Rwanda example: Hutu and Tutsi identities existed before colonization, but Belgian colonial rule hardened them through identity cards and favoritism toward Tutsi elites. After independence, power shifted, economic stress grew, and extremist leaders used radio propaganda to dehumanize Tutsi people. The 1994 genocide was organized by political and military actors, not an automatic eruption of ancient conflict.
Yugoslavia example: Serbs, Croats, Bosniaks, Slovenes, Albanians, and others lived inside one multinational state. Under Tito, a strong central government suppressed nationalism. After his death and the collapse of communism, weak institutions, economic inequality, nationalist leaders, and revived historical memories produced war.
The broader lesson: ethnicity becomes dangerous when leaders and institutions turn identity into a tool for power.

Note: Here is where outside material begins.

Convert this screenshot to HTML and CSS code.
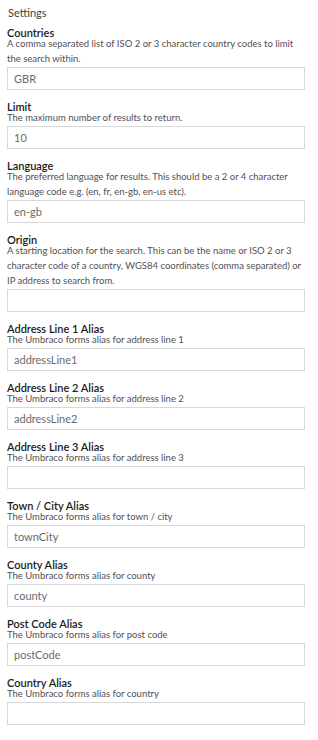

Compare ethnic cleansing and genocide. Why can ethnic cleansing become genocidal, and why is denial often part of the process?
Ethnic cleansing is the forced removal of an ethnic group from a territory. It aims to make an area ethnically homogeneous through intimidation, deportation, destruction of homes, sexual violence, detention, and sometimes massacre. The term became widely used during the Bosnian War.
Genocide is the intentional attempt to destroy, in whole or in part, a national, ethnic, racial, or religious group. It is defined by intent to destroy the group, not only by the number killed.
Ethnic cleansing can become genocidal when removal turns into destruction: when people cannot flee, when deportation is combined with mass killing, or when leaders decide the group must be eliminated rather than displaced. Srebrenica in 1995 is a key example: Bosnian Serb forces killed more than 8,000 Bosniak men and boys after capturing an area they intended to cleanse.
Denial is common because perpetrators seek to avoid punishment, preserve legitimacy, and rewrite history. Denial can include hiding mass graves, claiming deaths were wartime accidents, blaming victims, or describing genocide as self-defense. This is why documentation, courts, memorials, and survivor testimony matter geographically and politically.